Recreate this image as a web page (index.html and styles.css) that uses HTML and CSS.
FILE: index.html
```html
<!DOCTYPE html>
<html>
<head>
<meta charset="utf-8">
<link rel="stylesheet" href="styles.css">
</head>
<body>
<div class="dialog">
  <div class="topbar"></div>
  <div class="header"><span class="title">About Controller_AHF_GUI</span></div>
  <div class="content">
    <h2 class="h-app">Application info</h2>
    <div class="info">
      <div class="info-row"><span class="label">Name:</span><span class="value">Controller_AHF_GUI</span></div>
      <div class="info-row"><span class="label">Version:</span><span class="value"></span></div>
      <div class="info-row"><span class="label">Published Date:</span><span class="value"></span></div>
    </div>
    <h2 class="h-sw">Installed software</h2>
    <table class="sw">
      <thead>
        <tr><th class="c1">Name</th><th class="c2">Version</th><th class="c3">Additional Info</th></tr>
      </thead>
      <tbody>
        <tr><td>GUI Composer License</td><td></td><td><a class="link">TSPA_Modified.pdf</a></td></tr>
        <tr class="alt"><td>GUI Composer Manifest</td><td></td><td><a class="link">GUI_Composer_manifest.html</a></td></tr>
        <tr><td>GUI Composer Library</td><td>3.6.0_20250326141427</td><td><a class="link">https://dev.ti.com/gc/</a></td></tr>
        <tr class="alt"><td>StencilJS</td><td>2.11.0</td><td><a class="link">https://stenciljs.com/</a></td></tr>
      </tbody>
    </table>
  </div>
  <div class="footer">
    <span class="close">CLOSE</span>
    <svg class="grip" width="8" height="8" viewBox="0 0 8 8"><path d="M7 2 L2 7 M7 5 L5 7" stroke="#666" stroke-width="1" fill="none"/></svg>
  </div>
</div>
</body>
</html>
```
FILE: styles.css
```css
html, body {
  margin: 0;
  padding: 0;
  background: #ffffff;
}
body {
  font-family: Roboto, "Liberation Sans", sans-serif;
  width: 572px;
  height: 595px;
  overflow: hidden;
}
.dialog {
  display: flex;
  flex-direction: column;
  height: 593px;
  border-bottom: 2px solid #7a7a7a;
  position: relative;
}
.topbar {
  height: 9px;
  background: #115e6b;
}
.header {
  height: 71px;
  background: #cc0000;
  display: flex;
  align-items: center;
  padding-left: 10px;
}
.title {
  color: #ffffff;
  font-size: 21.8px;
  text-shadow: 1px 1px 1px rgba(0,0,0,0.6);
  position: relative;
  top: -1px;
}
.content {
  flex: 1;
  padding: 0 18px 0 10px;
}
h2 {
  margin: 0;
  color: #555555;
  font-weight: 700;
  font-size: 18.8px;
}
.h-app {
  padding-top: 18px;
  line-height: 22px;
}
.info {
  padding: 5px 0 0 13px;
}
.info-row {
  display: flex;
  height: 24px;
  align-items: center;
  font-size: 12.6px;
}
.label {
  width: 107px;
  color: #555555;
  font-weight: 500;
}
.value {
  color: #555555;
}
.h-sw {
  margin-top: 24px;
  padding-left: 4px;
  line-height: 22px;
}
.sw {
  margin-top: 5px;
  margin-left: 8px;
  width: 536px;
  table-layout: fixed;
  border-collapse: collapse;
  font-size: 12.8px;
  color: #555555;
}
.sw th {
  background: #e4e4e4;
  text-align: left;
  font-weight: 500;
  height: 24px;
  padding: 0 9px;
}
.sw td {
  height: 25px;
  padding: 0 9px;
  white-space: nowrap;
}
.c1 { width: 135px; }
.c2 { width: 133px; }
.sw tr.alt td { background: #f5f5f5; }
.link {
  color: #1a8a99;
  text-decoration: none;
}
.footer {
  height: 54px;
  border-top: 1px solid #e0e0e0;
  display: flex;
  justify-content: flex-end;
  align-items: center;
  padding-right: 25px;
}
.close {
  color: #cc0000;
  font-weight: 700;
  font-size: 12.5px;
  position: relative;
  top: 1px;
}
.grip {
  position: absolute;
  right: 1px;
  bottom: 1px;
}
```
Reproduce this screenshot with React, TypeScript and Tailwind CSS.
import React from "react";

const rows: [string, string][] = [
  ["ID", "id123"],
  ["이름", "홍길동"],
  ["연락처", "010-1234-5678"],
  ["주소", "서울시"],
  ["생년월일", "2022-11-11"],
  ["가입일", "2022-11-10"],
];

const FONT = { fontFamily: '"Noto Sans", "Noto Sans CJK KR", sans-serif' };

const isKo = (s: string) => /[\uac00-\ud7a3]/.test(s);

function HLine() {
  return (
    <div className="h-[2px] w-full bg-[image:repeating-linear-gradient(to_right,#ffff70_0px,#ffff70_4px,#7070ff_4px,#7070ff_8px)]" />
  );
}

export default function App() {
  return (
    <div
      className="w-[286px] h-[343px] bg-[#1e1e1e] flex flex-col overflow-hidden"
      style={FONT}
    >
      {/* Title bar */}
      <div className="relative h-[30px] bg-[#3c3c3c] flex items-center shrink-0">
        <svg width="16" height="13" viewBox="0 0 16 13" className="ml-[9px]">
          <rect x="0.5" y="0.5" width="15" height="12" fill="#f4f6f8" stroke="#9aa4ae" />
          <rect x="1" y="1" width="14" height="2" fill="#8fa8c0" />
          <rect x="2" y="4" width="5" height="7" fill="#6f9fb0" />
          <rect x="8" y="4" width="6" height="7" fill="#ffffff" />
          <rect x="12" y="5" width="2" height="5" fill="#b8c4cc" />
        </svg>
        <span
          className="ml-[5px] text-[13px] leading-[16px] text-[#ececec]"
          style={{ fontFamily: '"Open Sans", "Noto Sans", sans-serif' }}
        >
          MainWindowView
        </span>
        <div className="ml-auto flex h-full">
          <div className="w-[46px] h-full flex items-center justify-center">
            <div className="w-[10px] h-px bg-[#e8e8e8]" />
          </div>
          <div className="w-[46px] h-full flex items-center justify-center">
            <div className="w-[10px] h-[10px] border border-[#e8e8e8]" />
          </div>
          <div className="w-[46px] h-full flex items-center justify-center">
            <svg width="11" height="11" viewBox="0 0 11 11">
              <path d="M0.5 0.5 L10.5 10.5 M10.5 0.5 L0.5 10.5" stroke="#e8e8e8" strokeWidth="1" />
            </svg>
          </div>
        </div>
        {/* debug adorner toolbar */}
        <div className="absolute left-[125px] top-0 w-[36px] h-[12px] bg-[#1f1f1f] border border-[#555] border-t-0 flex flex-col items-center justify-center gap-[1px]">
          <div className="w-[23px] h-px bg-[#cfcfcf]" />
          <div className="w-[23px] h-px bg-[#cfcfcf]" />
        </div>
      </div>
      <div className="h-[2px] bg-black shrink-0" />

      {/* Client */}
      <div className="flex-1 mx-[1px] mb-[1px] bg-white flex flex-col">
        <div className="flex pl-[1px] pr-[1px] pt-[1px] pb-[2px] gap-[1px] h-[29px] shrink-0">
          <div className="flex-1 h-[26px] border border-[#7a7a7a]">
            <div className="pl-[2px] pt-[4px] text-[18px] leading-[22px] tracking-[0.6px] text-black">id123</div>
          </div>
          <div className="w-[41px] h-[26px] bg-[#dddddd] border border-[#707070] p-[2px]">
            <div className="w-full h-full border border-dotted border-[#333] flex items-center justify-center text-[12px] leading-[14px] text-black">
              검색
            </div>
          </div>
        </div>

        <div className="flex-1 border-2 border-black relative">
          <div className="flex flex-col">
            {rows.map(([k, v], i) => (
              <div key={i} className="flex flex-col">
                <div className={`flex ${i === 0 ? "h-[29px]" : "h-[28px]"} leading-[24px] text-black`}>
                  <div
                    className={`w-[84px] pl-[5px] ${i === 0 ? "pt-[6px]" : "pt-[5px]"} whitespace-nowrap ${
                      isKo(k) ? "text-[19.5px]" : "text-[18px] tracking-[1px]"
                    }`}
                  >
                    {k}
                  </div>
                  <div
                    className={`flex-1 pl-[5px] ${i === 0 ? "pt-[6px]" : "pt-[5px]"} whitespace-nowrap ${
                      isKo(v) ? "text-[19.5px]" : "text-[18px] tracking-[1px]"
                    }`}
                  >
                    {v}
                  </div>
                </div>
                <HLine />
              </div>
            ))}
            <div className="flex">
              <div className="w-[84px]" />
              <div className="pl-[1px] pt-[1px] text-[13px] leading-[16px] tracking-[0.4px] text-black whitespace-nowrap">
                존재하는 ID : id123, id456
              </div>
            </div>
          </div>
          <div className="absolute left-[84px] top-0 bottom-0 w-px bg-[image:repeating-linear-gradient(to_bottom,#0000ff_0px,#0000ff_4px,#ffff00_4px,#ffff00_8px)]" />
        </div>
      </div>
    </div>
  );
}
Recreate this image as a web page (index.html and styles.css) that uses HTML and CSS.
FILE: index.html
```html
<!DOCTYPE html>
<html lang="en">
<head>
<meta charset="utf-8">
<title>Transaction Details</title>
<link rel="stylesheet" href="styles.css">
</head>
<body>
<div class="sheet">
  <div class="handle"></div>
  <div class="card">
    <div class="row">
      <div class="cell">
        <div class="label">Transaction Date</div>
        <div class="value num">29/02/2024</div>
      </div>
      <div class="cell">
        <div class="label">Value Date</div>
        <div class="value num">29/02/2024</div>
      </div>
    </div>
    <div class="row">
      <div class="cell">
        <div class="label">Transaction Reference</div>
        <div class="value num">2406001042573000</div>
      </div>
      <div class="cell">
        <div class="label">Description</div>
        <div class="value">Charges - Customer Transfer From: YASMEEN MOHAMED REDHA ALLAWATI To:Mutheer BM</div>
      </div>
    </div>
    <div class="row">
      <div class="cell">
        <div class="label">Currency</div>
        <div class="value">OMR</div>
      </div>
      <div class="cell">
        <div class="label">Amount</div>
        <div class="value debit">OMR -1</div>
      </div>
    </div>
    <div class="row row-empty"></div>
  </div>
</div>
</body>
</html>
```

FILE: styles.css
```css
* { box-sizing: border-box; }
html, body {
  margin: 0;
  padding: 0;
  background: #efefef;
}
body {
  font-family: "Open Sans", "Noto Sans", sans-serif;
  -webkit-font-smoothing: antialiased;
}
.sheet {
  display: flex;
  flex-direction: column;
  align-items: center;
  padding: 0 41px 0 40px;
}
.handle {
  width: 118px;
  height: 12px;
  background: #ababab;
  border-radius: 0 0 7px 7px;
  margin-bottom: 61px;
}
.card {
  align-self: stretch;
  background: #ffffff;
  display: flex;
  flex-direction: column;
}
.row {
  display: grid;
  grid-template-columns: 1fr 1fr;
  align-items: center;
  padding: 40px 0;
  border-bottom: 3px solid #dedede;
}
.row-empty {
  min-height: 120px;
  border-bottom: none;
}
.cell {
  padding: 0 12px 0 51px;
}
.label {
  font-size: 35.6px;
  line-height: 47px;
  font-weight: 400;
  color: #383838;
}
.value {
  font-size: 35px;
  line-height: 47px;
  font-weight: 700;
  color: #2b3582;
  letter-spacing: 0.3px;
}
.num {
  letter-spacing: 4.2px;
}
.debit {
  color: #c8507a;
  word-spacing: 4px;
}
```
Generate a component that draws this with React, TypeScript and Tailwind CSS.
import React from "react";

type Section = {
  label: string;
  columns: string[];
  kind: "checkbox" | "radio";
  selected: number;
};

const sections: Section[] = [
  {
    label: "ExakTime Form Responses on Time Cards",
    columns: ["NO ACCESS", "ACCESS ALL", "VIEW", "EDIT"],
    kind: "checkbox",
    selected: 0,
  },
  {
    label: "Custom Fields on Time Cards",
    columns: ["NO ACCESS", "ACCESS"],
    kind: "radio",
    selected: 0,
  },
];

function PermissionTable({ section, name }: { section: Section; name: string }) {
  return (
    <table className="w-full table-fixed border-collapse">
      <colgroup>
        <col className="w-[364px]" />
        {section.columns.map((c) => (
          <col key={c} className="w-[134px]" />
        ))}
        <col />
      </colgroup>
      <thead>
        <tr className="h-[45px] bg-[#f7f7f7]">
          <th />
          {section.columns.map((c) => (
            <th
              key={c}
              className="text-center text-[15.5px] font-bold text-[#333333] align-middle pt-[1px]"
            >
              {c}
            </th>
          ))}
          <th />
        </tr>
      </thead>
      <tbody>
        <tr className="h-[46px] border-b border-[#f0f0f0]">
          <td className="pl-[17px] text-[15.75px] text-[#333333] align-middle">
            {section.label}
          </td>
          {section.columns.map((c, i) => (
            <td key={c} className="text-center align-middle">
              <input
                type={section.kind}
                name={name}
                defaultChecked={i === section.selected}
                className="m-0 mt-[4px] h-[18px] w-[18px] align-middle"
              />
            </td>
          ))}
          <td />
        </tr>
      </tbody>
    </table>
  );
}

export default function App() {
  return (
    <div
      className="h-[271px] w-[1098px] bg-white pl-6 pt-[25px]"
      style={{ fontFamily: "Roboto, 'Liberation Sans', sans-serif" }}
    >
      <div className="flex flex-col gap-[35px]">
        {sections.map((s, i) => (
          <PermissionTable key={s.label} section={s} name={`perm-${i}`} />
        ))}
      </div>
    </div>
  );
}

• • • • • • •

Stated goal:
Where a line in the material contains "React", copy that line.

Answer below:
Reproduce this screenshot with React, TypeScript and Tailwind CSS.
import React from "react";
Generate a component that draws this with React, TypeScript and Tailwind CSS.
import React from "react";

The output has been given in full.